(Dataset entries)
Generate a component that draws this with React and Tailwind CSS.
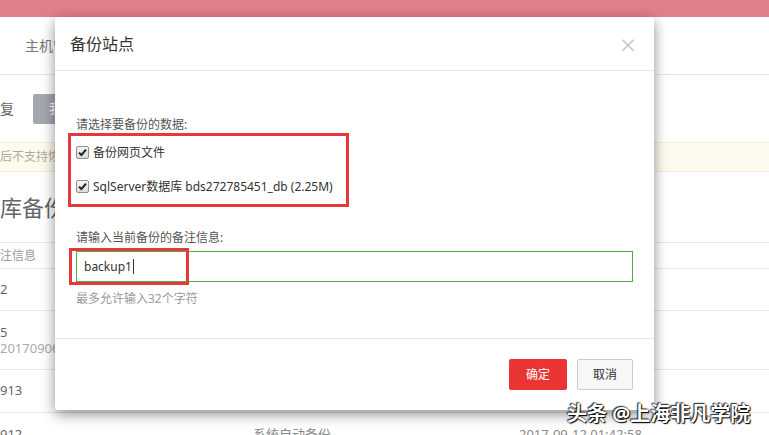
import React from 'react';

const font = { fontFamily: '"Noto Sans", "Noto Sans CJK SC", sans-serif' };

function Tick() {
  return (
    <span className="flex h-[13px] w-[13px] shrink-0 items-center justify-center rounded-[2px] border border-[#8f8f8f] bg-gradient-to-b from-[#f4f4f4] to-[#dcdcdc]">
      <svg width="9" height="9" viewBox="0 0 9 9">
        <path d="M1 4.6 L3.4 7 L8 1.6" fill="none" stroke="#222" strokeWidth="2" />
      </svg>
    </span>
  );
}

function PageBehind() {
  return (
    <div className="flex h-[435px] flex-col overflow-hidden bg-white text-[#666]">
      <div className="h-[17px] shrink-0 bg-[#e07f8c]" />
      <div className="flex h-[58px] shrink-0 items-center border-b border-[#e5e5e5] pl-[25px] text-[14px] text-[#777]">
        主机管理
      </div>
      <div className="flex h-[67px] shrink-0 items-center">
        <span className="w-[33px] text-[14px] text-[#666]">复</span>
        <span className="flex h-[30px] w-[70px] items-center rounded-[2px] bg-[#a4a7ae] pl-[16px] text-[13px] text-white">我的备份</span>
      </div>
      <div className="flex h-[30px] shrink-0 items-center border-y border-[#f6efd6] bg-[#fdfbef] text-[12px] text-[#b3a993]">
        后不支持恢复到其他站点
      </div>
      <div className="flex h-[70px] shrink-0 items-center text-[22px] text-[#666]">库备份列表</div>
      <div className="flex h-[26px] shrink-0 items-center border-t border-[#e8e8e8] text-[12px] text-[#999]">注信息</div>
      <div className="flex h-[42px] shrink-0 items-center border-t border-[#e8e8e8] text-[13px]">2</div>
      <div className="flex h-[59px] shrink-0 flex-col justify-center border-t border-[#e8e8e8] text-[13px] leading-[16px]">
        <span>5</span>
        <span className="text-[#aaa]">20170906</span>
      </div>
      <div className="flex h-[43px] shrink-0 items-center border-t border-[#e8e8e8] text-[13px]">913</div>
      <div className="flex h-[40px] shrink-0 items-center border-t border-[#e8e8e8] pt-[4px] text-[13px]">
        <span className="w-[147px]">912</span>
        <span className="w-[106px] text-[#999]">-</span>
        <span className="w-[266px] text-[#888]">系统自动备份</span>
        <span className="text-[#888]">2017-09-12 01:42:58</span>
      </div>
    </div>
  );
}

function BackupDialog() {
  return (
    <div className="absolute left-[55px] top-[17px] flex w-[599px] flex-col rounded-[3px] bg-white shadow-[0_4px_14px_rgba(0,0,0,0.45)]">
      <div className="flex h-[54px] items-center justify-between border-b border-[#e5e5e5] pl-[15px] pr-[18px]">
        <span className="text-[16px] text-[#333]">备份站点</span>
        <span className="text-[28px] font-light leading-none text-[#c4c4c4]">×</span>
      </div>
      <div className="relative flex h-[267px] flex-col px-[21px] pt-[45px] text-[12px] leading-[17px] text-[#333]">
        <div className="text-[#555]">请选择要备份的数据:</div>
        <label className="mt-[11px] flex items-center gap-[4px]">
          <Tick />
          <span>备份网页文件</span>
        </label>
        <label className="mt-[17px] flex items-center gap-[4px]">
          <Tick />
          <span>SqlServer数据库 bds272785451_db (2.25M)</span>
        </label>
        <div className="mt-[34px] text-[#555]">请输入当前备份的备注信息:</div>
        <div className="mt-[5px] flex h-[31px] items-center border border-[#4fae3f] pl-[7px] text-[12px] text-[#333]">
          backup1<span className="ml-[1px] h-[15px] w-px bg-[#333]" />
        </div>
        <div className="mt-[8px] text-[#999]">最多允许输入32个字符</div>
        <div className="absolute left-[13px] top-[62px] h-[74px] w-[281px] border-[3px] border-[#e5383b]" />
        <div className="absolute left-[14px] top-[177px] h-[37px] w-[120px] border-[3px] border-[#e5383b]" />
      </div>
      <div className="flex justify-end gap-[10px] border-t border-[#e5e5e5] px-[21px] pb-[20px] pt-[20px] text-[12px]">
        <button className="h-[31px] w-[58px] rounded-[2px] bg-[#eb3434] text-white">确定</button>
        <button className="h-[31px] w-[56px] rounded-[2px] border border-[#ccc] bg-[#f7f7f7] text-[#333]">取消</button>
      </div>
    </div>
  );
}

export default function App() {
  return (
    <div className="relative h-[435px] w-[769px] overflow-hidden" style={font}>
      <PageBehind />
      <BackupDialog />
      <div className="absolute left-[567px] top-[399px] text-[20px] font-bold text-white [text-shadow:0_0_2px_#000,1px_1px_1px_#000,-1px_-1px_1px_#444]">
        头条 @上海非凡学院
      </div>
    </div>
  );
}
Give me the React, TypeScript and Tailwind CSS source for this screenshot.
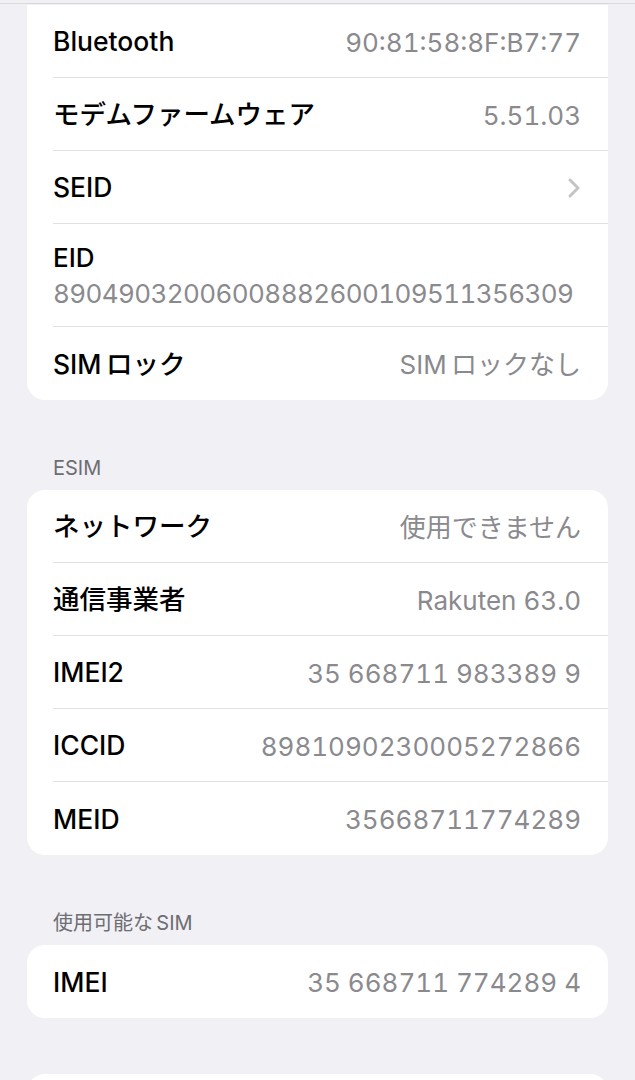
const font = { fontFamily: 'Inter, "Noto Sans CJK JP", sans-serif' }

type Item = { label: string; value?: string; chevron?: boolean; stacked?: boolean }

const top: Item[] = [
  { label: "Bluetooth", value: "90:81:58:8F:B7:77" },
  { label: "モデムファームウェア", value: "5.51.03" },
  { label: "SEID", chevron: true },
  { label: "EID", value: "89049032006008882600109511356309", stacked: true },
  { label: "SIM\u2006ロック", value: "SIM\u2006ロックなし" },
]

const esim: Item[] = [
  { label: "ネットワーク", value: "使用できません" },
  { label: "通信事業者", value: "Rakuten 63.0" },
  { label: "IMEI2", value: "35 668711 983389 9" },
  { label: "ICCID", value: "8981090230005272866" },
  { label: "MEID", value: "35668711774289" },
]

const sims: Item[] = [{ label: "IMEI", value: "35 668711 774289 4" }]

function Chevron() {
  return (
    <svg width="14" height="22" viewBox="0 0 14 22" fill="none">
      <path d="M3 3l8 8-8 8" stroke="#c4c4c7" strokeWidth="3" strokeLinecap="round" strokeLinejoin="round" />
    </svg>
  )
}

function Row({ item, last }: { item: Item; last: boolean }) {
  const border = last ? "" : "border-b border-[#e1e1e4]"
  if (item.stacked) {
    return (
      <div className="pl-[26px]">
        <div className={`flex h-[103px] flex-col justify-center pt-[2px] pr-[27px] ${border}`}>
          <div className="text-[26px] font-medium leading-[34px] text-black">{item.label}</div>
          <div className="mt-[2px] text-[26px] leading-[34px] tabular-nums tracking-[-0.6px] text-[#8a8a8e]">{item.value}</div>
        </div>
      </div>
    )
  }
  return (
    <div className="pl-[26px]">
      <div className={`flex h-[73px] items-center justify-between pt-[2px] pr-[27px] ${border}`}>
        <span className="text-[26.5px] font-medium text-black">{item.label}</span>
        {item.chevron ? (
          <Chevron />
        ) : (
          <span className="text-[26px] tabular-nums text-[#8a8a8e]">{item.value}</span>
        )}
      </div>
    </div>
  )
}

function Card({ items, className }: { items: Item[]; className: string }) {
  return (
    <div className={`mx-[27px] bg-white ${className}`}>
      {items.map((it, i) => (
        <Row key={it.label} item={it} last={i === items.length - 1} />
      ))}
    </div>
  )
}

function Header({ title }: { title: string }) {
  return (
    <div className="flex h-[90px] items-end px-[53px] pb-[11px]">
      <span className="text-[20px] leading-[22px] text-[#6d6d72]">{title}</span>
    </div>
  )
}

export default function App() {
  return (
    <div className="h-[1080px] w-[635px] overflow-hidden bg-[#f1f0f5]" style={font}>
      <div className="h-[3px]" />
      <div className="h-[1px] bg-[#d9d9dd]" />
      <div className="h-[1px]" />
      <Card items={top} className="rounded-b-[18px]" />
      <Header title="ESIM" />
      <Card items={esim} className="rounded-[18px]" />
      <Header title={"使用可能な\u2006SIM"} />
      <Card items={sims} className="rounded-[18px]" />
      <div className="mx-[27px] mt-[56px] h-[40px] rounded-t-[18px] bg-white" />
    </div>
  )
}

--- Exercise brief ---
From the data above, copy each line that holds "Tailwind".

--- The output ---
Generate a component that draws this with React and Tailwind CSS.
Give me the React, TypeScript and Tailwind CSS source for this screenshot.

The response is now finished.